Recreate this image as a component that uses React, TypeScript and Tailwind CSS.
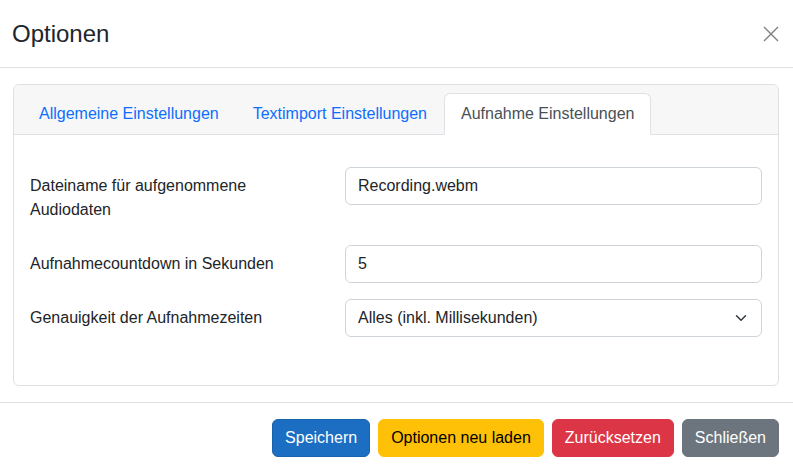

───

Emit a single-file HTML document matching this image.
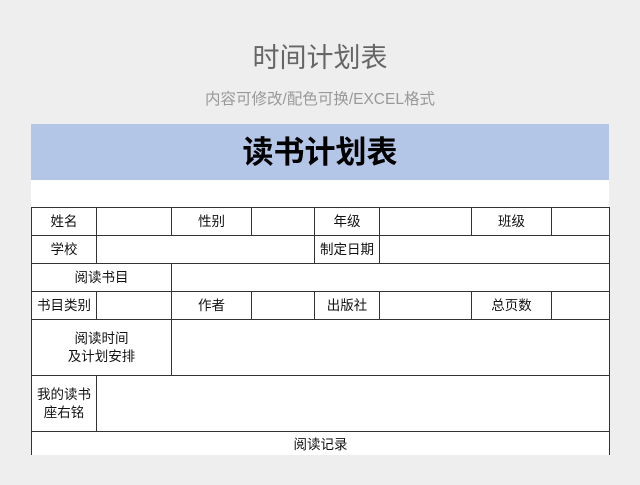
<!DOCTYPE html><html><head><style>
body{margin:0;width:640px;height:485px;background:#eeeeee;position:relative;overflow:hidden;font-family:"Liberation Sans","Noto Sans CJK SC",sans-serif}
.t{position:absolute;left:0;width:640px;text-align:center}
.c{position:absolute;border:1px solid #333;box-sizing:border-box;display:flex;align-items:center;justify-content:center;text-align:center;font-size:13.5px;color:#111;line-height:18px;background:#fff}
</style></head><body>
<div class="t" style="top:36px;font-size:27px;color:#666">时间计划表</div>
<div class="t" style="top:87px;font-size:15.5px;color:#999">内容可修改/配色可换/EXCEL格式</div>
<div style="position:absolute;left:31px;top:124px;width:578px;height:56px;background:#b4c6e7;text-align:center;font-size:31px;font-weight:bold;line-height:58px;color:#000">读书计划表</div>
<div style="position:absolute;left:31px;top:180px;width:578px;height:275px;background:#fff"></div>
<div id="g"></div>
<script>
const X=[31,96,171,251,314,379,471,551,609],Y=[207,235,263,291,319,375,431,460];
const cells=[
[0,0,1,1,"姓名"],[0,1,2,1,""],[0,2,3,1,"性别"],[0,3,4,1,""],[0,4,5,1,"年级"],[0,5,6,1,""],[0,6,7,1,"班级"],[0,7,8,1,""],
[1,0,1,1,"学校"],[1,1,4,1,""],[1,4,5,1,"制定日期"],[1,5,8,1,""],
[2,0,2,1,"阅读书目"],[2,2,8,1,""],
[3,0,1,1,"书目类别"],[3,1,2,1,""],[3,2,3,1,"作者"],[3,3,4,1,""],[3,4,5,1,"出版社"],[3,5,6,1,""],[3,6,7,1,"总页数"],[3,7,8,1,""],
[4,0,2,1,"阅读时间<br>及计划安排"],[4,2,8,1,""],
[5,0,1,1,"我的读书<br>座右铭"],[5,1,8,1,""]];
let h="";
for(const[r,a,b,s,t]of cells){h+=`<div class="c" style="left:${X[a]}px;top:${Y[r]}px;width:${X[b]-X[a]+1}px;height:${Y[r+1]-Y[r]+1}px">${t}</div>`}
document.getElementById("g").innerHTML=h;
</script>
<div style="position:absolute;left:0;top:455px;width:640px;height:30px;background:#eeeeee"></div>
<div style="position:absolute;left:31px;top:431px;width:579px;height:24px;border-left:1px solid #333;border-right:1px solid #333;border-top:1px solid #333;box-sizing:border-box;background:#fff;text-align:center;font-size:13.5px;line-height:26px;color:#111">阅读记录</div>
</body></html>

───

- **What needs to be done**
Leave the pictures out and copy exactly the lines from the one with "Emit a single-file" to the one with "</body></html>", both included.

- **Solution**
Emit a single-file HTML document matching this image.
<!DOCTYPE html><html><head><style>
body{margin:0;width:640px;height:485px;background:#eeeeee;position:relative;overflow:hidden;font-family:"Liberation Sans","Noto Sans CJK SC",sans-serif}
.t{position:absolute;left:0;width:640px;text-align:center}
.c{position:absolute;border:1px solid #333;box-sizing:border-box;display:flex;align-items:center;justify-content:center;text-align:center;font-size:13.5px;color:#111;line-height:18px;background:#fff}
</style></head><body>
<div class="t" style="top:36px;font-size:27px;color:#666">时间计划表</div>
<div class="t" style="top:87px;font-size:15.5px;color:#999">内容可修改/配色可换/EXCEL格式</div>
<div style="position:absolute;left:31px;top:124px;width:578px;height:56px;background:#b4c6e7;text-align:center;font-size:31px;font-weight:bold;line-height:58px;color:#000">读书计划表</div>
<div style="position:absolute;left:31px;top:180px;width:578px;height:275px;background:#fff"></div>
<div id="g"></div>
<script>
const X=[31,96,171,251,314,379,471,551,609],Y=[207,235,263,291,319,375,431,460];
const cells=[
[0,0,1,1,"姓名"],[0,1,2,1,""],[0,2,3,1,"性别"],[0,3,4,1,""],[0,4,5,1,"年级"],[0,5,6,1,""],[0,6,7,1,"班级"],[0,7,8,1,""],
[1,0,1,1,"学校"],[1,1,4,1,""],[1,4,5,1,"制定日期"],[1,5,8,1,""],
[2,0,2,1,"阅读书目"],[2,2,8,1,""],
[3,0,1,1,"书目类别"],[3,1,2,1,""],[3,2,3,1,"作者"],[3,3,4,1,""],[3,4,5,1,"出版社"],[3,5,6,1,""],[3,6,7,1,"总页数"],[3,7,8,1,""],
[4,0,2,1,"阅读时间<br>及计划安排"],[4,2,8,1,""],
[5,0,1,1,"我的读书<br>座右铭"],[5,1,8,1,""]];
let h="";
for(const[r,a,b,s,t]of cells){h+=`<div class="c" style="left:${X[a]}px;top:${Y[r]}px;width:${X[b]-X[a]+1}px;height:${Y[r+1]-Y[r]+1}px">${t}</div>`}
document.getElementById("g").innerHTML=h;
</script>
<div style="position:absolute;left:0;top:455px;width:640px;height:30px;background:#eeeeee"></div>
<div style="position:absolute;left:31px;top:431px;width:579px;height:24px;border-left:1px solid #333;border-right:1px solid #333;border-top:1px solid #333;box-sizing:border-box;background:#fff;text-align:center;font-size:13.5px;line-height:26px;color:#111">阅读记录</div>
</body></html>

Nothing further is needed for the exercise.